The Cliffs Saga Continues
The saga of Cliffs Natural Resources continued to drag on last week with the company filing a notice that it was planning to close its Pinnacle coal mine.
This opens yet another chapter in the Cliffs' long drawn out demise and battle with activist head fund, Casablanca Capital.
If you're new to the Cliffs-Casablanca saga, let me quickly catch you up. Casablanca has acquired a 5% shareholding in Cliffs' with which it's trying to instigate change.
The fund is calling for Cliffs to replace its management team with Casablanca nominated replacements, spin off or sell its Asian operations, and return more capital to shareholders. I've covered the key points of the argument before, and an article with more detail can be found here if you want a more detailed catch-up.
Cliffs and Casablanca have been sparring for the past few months, and unfortunately, during the same period, the price of iron ore has collapsed, leaving Cliffs between a rock and a hard place.
Now, Cliffs has issued a release stating that in order to settle the costly and distracting proxy contest, the company is reaching out to Casablanca Capital to make a reasonable settlement offer. Cliffs' management is offering three seats on its nine seat board of directors to Casablanca candidates. This will also give the new Casablanca-nominated candidates a chance to vote for a new director.
Running out of cash
There were some concerns on Wall Street earlier this month that Cliffs was sliding toward bankruptcy, as the company came close to breaching its debt covenants.
However, within the past few days it has been revealed that Cliffs' banking partners have agreed to extend the company's $1.75 billion unsecured revolving credit facility. According to a press release on the matter, Cliffs received "Unanimous Support from Lenders."
Lenders also agreed to amend the existing leverage covenant ratio, in order to give the company a more consistent source of liquidity. So, for the time being Cliffs has postponed the wrath of its banking partners.
Just before the announcement that the company had been able to renew its credit facility, Cliffs revealed that it was planning to temporarily idle its Pinnacle metallurgical coal mine in West Virginia, unless market conditions improve.
It is estimated that 397 employees could be affected by this move but, unfortunately, the move is a necessary one for Cliffs.
The price of coal has collapsed over the past few years, leaving many coal companies with unprofitable mines. Cliffs owns three main North American coal production facilities; the Pinnacle mine is the largest of the six mines the company has, producing 2.8 million tons of high-quality, low-volatility metallurgical coal during 2013, just under 40% of expected 2014 production.
Cliffs does not give per-mine cost figures. However, the company reported that each ton of coal it produced during the first quarter cost $100 to mine. The same ton of coal only sold for $89. Including depreciation the company reported a loss per ton in excess of $30.
The closure of this mine should reduce losses significantly, although according to some analysts the Pinnacle mine was one of Cliffs' lower cost mines.
Not the only one
Cliffs is not the only coal company mothballing production. Alpha Natural Resources (NYSE: ANR)announced that it was laying off 120 people as it closed a mine in southwest Virginia amid declining production and demand. The mine will be closed over the next two months.

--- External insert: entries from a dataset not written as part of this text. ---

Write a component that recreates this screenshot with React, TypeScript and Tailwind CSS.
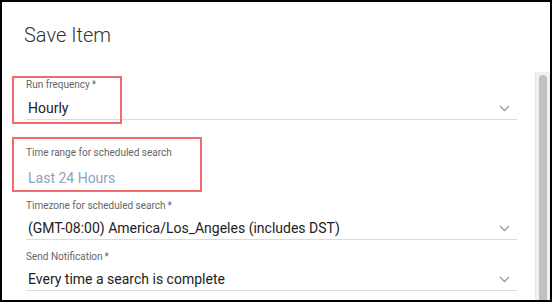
import React from 'react';

type FieldProps = {
  label: string;
  value: string;
  required?: boolean;
  muted?: boolean;
  select?: boolean;
  className?: string;
  gap?: string;
};

const Chevron: React.FC = () => (
  <svg width="11" height="7" viewBox="0 0 11 7" className="mr-[7px]">
    <path d="M1 1l4.5 4.5L10 1" fill="none" stroke="#8c9db3" strokeWidth="1.3" />
  </svg>
);

const Field: React.FC<FieldProps> = ({ label, value, required, muted, select, className, gap = 'mt-[7px]' }) => (
  <div className={className}>
    <div className="text-[10px] leading-[12px] text-[#666]">
      {label}
      {required && <span className="ml-[2px]">*</span>}
    </div>
    <div
      className={
        gap +
        ' h-[23px] flex items-center justify-between pl-[2px] ' +
        (select ? 'border-b border-[#dcdcdc]' : 'border-b border-transparent')
      }
    >
      <span className={'text-[14px] ' + (muted ? 'text-[#8fa3bd]' : 'text-[#222]')}>{value}</span>
      {select && <Chevron />}
    </div>
  </div>
);

const App: React.FC = () => {
  return (
    <div
      className="relative w-[552px] h-[302px] border-2 border-black bg-white overflow-hidden flex flex-col"
      style={{ fontFamily: 'Roboto, "Liberation Sans", sans-serif' }}
    >
      {/* Title */}
      <div className="h-[70px] pl-[22px] pt-[20px]">
        <h1 className="text-[20px] leading-[26px] font-light text-[#333]">Save Item</h1>
      </div>

      <div className="flex flex-1 min-h-0">
        {/* Form */}
        <div className="flex-1 pl-[24px] pr-[18px] pt-[7px]">
          <Field label="Run frequency" value="Hourly" required select gap="mt-[6px]" />
          <Field className="mt-[27px]" gap="mt-[8px]" label="Time range for scheduled search" value="Last 24 Hours" muted />
          <Field className="mt-[10px]" gap="mt-[5px]" label="Timezone for scheduled search" value="(GMT-08:00) America/Los_Angeles (includes DST)" required select />
          <Field className="mt-[11px]" gap="mt-[5px]" label="Send Notification" value="Every time a search is complete" required select />
        </div>

        {/* Scrollbar */}
        <div className="w-[15px] bg-[#f1f1f1] border-l border-[#e8e8e8] flex justify-center pt-[3px]">
          <div className="w-[8px] h-full bg-[#c1c1c1] rounded-t-full" />
        </div>
      </div>

      {/* Annotation boxes */}
      <div className="absolute left-[10px] top-[74px] w-[110px] h-[48px] border-2 border-[#f26b6b]" />
      <div className="absolute left-[10px] top-[135px] w-[190px] h-[55px] border-2 border-[#f26b6b]" />
    </div>
  );
};

export default App;
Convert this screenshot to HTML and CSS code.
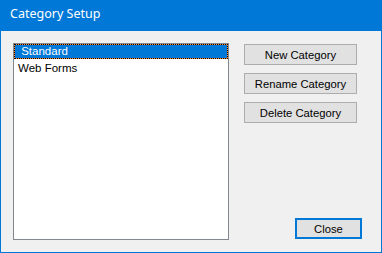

Unlike Cliffs' closure however, Alpha's mine was coming to the end of its life. According to Alpha spokesman, Steve Hawkins:
With production down, it's more difficult to get what's left and the cost of running the mine versus the market price of the product left it running in the red...The peak production of the mine was in 2007, when it produced 570,000 tons of coal. Last year, it produced about 300,000.
Production is expected to fall further this year.
Still, despite the Pinnacle closure, Cliffs is not out of the woods. Wall Street is seriously concerned about Cliffs' high costs and the falling price of iron ore.
Rising global output of ore is expected to exceed demand by 200% over the next few years, putting high-cost producers like Cliffs in a sticky position. A weak iron ore pricing environment will also mean that Cliffs will find it harder to offload its high-cost Canadian assets.
So, the Cliffs saga continues, and it would appear as if the company is beginning to panic. Indeed, management should have closed high-cost, unprofitable mines years ago, and closing the largest mine with the lowest costs seems like a silly mistake. Still, Cliffs' successful refinancing does bring some good news for shareholders.